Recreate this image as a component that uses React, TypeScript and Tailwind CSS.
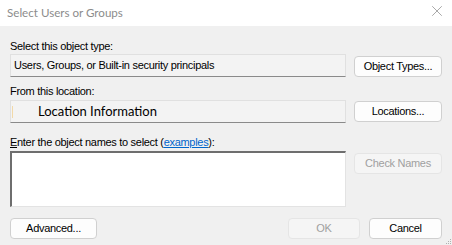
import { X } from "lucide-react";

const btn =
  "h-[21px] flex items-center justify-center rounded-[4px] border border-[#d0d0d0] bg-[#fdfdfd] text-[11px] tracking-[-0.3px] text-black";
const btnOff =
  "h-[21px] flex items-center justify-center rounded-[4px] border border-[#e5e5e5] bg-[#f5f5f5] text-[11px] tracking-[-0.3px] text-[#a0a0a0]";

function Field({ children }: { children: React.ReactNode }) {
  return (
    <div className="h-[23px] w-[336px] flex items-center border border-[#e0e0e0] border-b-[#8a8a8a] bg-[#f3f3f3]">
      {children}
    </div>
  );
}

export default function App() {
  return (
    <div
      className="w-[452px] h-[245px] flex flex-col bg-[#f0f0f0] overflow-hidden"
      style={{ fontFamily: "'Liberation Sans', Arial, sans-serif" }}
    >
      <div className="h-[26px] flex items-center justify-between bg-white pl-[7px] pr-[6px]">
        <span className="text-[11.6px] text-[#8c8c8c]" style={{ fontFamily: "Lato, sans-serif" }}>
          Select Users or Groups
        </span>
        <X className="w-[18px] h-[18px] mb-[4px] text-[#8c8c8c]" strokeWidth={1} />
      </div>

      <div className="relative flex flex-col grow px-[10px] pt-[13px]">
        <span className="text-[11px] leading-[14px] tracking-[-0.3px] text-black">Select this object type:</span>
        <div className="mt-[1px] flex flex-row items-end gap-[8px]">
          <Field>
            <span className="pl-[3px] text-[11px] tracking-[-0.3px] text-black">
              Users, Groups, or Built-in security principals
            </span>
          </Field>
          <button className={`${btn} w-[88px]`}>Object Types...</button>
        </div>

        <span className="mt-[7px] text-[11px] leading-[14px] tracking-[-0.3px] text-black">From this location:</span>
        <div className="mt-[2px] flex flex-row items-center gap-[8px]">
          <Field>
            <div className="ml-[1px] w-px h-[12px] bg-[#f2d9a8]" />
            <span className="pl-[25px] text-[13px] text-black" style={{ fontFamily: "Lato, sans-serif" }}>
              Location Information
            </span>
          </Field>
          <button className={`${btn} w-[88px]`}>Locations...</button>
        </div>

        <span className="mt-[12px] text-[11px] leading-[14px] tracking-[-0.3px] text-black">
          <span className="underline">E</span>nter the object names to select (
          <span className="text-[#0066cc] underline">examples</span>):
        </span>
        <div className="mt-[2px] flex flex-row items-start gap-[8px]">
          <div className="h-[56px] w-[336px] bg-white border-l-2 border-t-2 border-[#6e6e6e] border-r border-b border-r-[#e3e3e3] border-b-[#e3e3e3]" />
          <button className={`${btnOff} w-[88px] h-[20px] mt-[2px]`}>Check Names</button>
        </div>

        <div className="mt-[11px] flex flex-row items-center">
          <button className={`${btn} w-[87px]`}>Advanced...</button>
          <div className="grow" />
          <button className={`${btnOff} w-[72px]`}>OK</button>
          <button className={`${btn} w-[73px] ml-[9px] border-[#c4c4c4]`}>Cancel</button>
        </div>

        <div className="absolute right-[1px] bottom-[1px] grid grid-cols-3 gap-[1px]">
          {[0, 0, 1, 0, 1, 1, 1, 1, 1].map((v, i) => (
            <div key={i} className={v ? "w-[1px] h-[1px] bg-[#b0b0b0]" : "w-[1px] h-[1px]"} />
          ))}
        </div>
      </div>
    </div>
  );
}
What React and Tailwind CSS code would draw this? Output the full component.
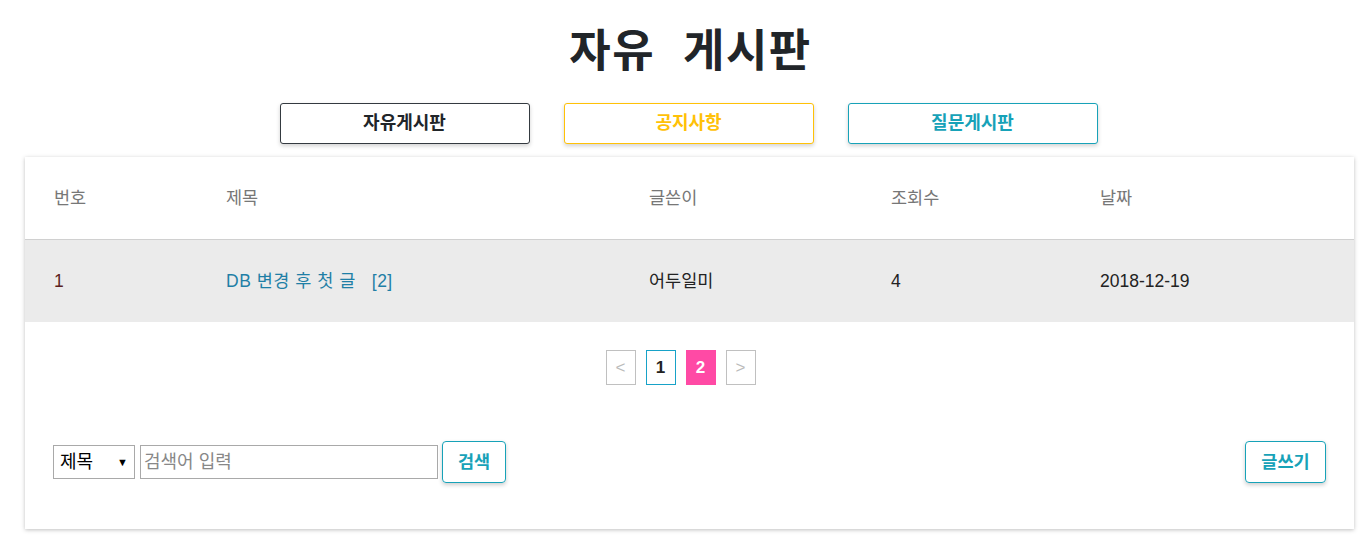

• _TASK GOAL_:
From the entries above, copy out every line where the string "Tailwind" appears.

• _COMPLETE RESPONSE_:
Recreate this image as a component that uses React, TypeScript and Tailwind CSS.
What React and Tailwind CSS code would draw this? Output the full component.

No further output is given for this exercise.